There is a lot of confusion about what Kanban is. Some of this is due to the fact that many people who have never used Kanban have been deriding it – saying it is a mechanistic team management method that doesn’t respect people. The fact that Kanban is quickly growing and gaining a reputation for success where other Agile methods have had challenges belies that categorization.
But what is Kanban? Even when listening to Kanban thought leaders one will hear different answers. 1) it’s a power agile management system based on lean-flow. 2) it’s a transition management method to assist teams to achieve continuous learning. 3) It’s a way to create visibility for executives to improve their product portfolio management. I can almost here Gilda Radner and Dan Aykroyd on Saturday Night Live describing New Shimmer!
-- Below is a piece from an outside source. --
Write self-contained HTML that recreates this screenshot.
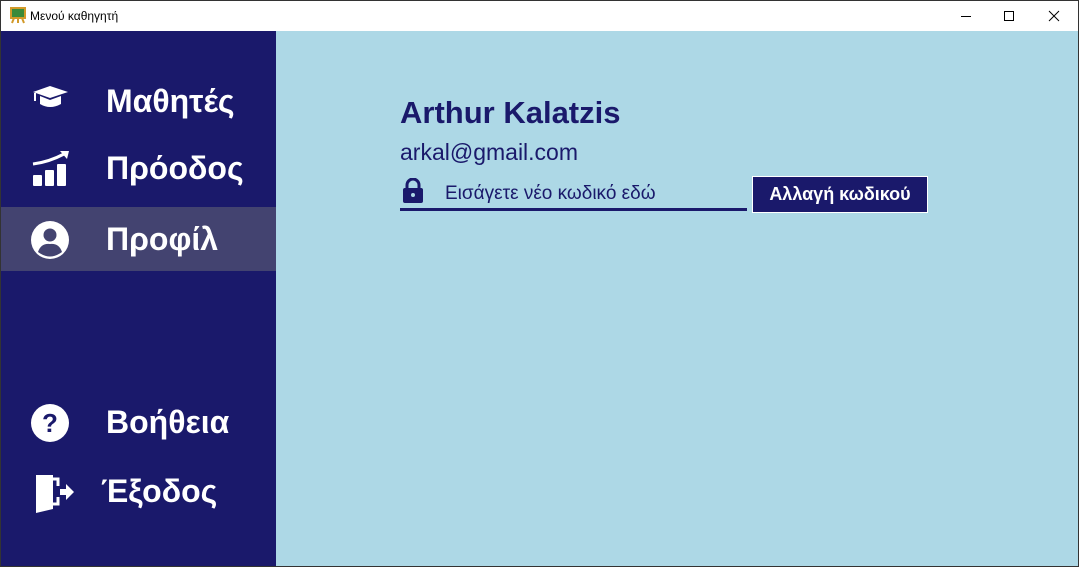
<!DOCTYPE html>
<html><head><meta charset="utf-8"><style>
*{margin:0;padding:0;box-sizing:border-box}
body{width:1079px;height:567px;overflow:hidden;background:#fff;font-family:"Liberation Sans","DejaVu Sans",sans-serif;position:relative}
.win{position:absolute;left:0;top:0;width:1079px;height:567px;border:1px solid #333}
.title{position:absolute;left:1px;top:1px;width:1077px;height:30px;background:#fff}
.title span{position:absolute;left:29px;top:8px;font-size:12px;color:#000}
.side{position:absolute;left:1px;top:31px;width:275px;height:535px;background:#1a196b}
.main{position:absolute;left:276px;top:31px;width:802px;height:535px;background:#add8e6}
.item{position:absolute;left:0;width:275px;height:64px;color:#fff;font-weight:bold;font-size:32px}
.item .t{position:absolute;left:105px;top:14px}
.item svg{position:absolute;left:30px;top:14px}
.sel{background:#434370}
</style></head><body>
<div class="win"></div>
<div class="title">
<svg style="position:absolute;left:9px;top:6px" width="16" height="17" viewBox="0 0 16 17"><rect x="1" y="1" width="14" height="10" fill="#3a8a3a" stroke="#d29a2a" stroke-width="2"/><path d="M4 11 L2 16 M12 11 L14 16 M8 11 V16" stroke="#d29a2a" stroke-width="2"/></svg>
<span>Μενού καθηγητή</span>
<svg style="position:absolute;left:955px;top:8px" width="110" height="14"><line x1="5" y1="7.5" x2="15" y2="7.5" stroke="#000"/><rect x="48.5" y="2.5" width="9" height="9" fill="none" stroke="#000"/><path d="M93 2 L103 12 M103 2 L93 12" stroke="#000"/></svg>
</div>
<div class="side">
<div class="item" style="top:38px"><svg width="40" height="30" viewBox="0 0 40 30"><path d="M2 9 L19 3 L37 9 L19 15 Z" fill="#fff"/><path d="M9 13 V21 Q19 27 30 21 V13 L19 17 Z" fill="#fff"/><path d="M4 10 V18" stroke="#fff" stroke-width="2"/></svg><span class="t">Μαθητές</span></div>
<div class="item" style="top:105px"><svg width="40" height="36" viewBox="0 0 40 36"><path d="M2 14 Q18 12 33 4" stroke="#fff" stroke-width="3" fill="none"/><path d="M29 1 L38 1 L36 9 Z" fill="#fff"/><rect x="2" y="25" width="9" height="11" rx="1" fill="#fff"/><rect x="14" y="20" width="9" height="16" rx="1" fill="#fff"/><rect x="26" y="14" width="9" height="22" rx="1" fill="#fff"/></svg><span class="t">Πρόοδος</span></div>
<div class="item sel" style="top:176px"><svg width="40" height="40" viewBox="0 0 40 40"><circle cx="19" cy="19" r="19" fill="#fff"/><circle cx="19" cy="14" r="6.5" fill="#434370"/><path d="M7 31 Q10 22 19 23 Q28 22 31 31 Q19 40 7 31Z" fill="#434370"/></svg><span class="t">Προφίλ</span></div>
<div class="item" style="top:359px"><svg width="40" height="40" viewBox="0 0 40 40"><circle cx="19" cy="19" r="19" fill="#fff"/><text x="19" y="28" text-anchor="middle" font-size="26" font-weight="bold" fill="#1a196b" font-family="Liberation Sans">?</text></svg><span class="t">Βοήθεια</span></div>
<div class="item" style="top:428px"><svg width="44" height="40" viewBox="0 0 44 40"><path d="M5 2 H22 V36 L5 40 Z" fill="#fff"/><path d="M22 6 H27 V13 M27 24 V31 H22" stroke="#fff" stroke-width="3" fill="none"/><path d="M29 16 H35 V11 L43 19 L35 27 V22 H29 Z" fill="#fff"/></svg><span class="t" style="left:100px">Έξοδος</span></div>
</div>
<div class="main">
<div style="position:absolute;left:124px;top:64px;font-size:31px;font-weight:bold;color:#1a196b">Arthur Kalatzis</div>
<div style="position:absolute;left:124px;top:108px;font-size:23px;color:#1a196b">arkal@gmail.com</div>
<svg style="position:absolute;left:126px;top:147px" width="22" height="26" viewBox="0 0 22 26"><path d="M5 11 V7 A6 6 0 0 1 17 7 V11" stroke="#1a196b" stroke-width="3" fill="none"/><rect x="1" y="10" width="20" height="15" rx="2" fill="#1a196b"/><circle cx="11" cy="17" r="2" fill="#add8e6"/></svg>
<div style="position:absolute;left:169px;top:152px;font-size:19px;color:#1a196b">Εισάγετε νέο κωδικό εδώ</div>
<div style="position:absolute;left:124px;top:177px;width:347px;height:3px;background:#1a196b"></div>
<div style="position:absolute;left:476px;top:145px;width:176px;height:37px;background:#1a196b;border:1px solid #fff;color:#fff;font-weight:bold;font-size:18px;text-align:center;line-height:35px">Αλλαγή κωδικού</div>
</div>
</body></html>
This talk discusses how Kanban actually is a multi-faceted method that assists process, transition and collaboration. Kanban is not a mere tool, or even a set of practices. It’s a mindset that attends to people, their culture, and the systems they find themselves working in. The talk presents a few of the basics of Lean-Flow and theory of constraints that it is based on as well as some of the psychological aspects of people adopting new methods.
While this talk is intended for those considering adopting Kanban, those currently using Scrum will find it helpful as many of the principles and practices of Kanban fit well into the Scrum framework.